The most popular usage of interfaces is as APIs (Application Programming Interface) which are common in commercial software products. Typically, a company sells a software package that contains complex methods that another company wants to use in its own software product.
An example could be a package of digital image processing methods that are sold to companies making end-user graphics programs.
The image processing company writes its classes to implement an interface, which it makes public to its customers. The graphics company then invokes the image processing methods using the signatures and return types defined in the interface. While the image processing company's API is made public (to its customers), its implementation of the API is kept as a closely guarded secret—in fact, it may revise the implementation at a later date as long as it continues to implement the original interface that its customers have relied on.

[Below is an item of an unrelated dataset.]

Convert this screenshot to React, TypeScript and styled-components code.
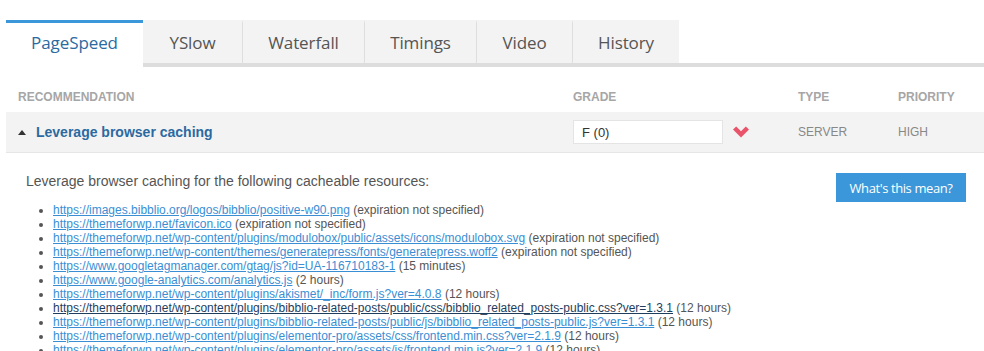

Check out to learn more about interfaces.
In addition to what others have mentioned and by illogical comparison
it's a frame work for wrapping methods so they can be stored in
variables.
Thus on the fly you can equate the interface variable to be equal to any method or collection of methods atleast in this sense, a good reason you would usually want to do that is to escape repetitive logic that will definitely be an enemy of progress within the half life of your code at any decaying rate, be careful with the scenario below user discretion is advised.
SCENARIO
You have a game with a drawSillyThings() method in a SoulAvenger class, that has to draw some frames or sprites. Now drawSillyThings() has a list of other methods it needs to call in other to draw a metamorphed glorified-soul-ranger after user kills the grim-reaper in level 5k, i.e. drawSillyThings() needs to call either of inviteTheGrimReaper(), drawUpperCut(), drawTotalKO(), drawVictoryAndGlorifiedRanger(), drawDefeatAndMockery(), drawFightRecap() and drawGameOver() whenever the right situations arise during the gaming experience but all these would result in unwanted logic in drawSillyThings() which might slow the game i.e.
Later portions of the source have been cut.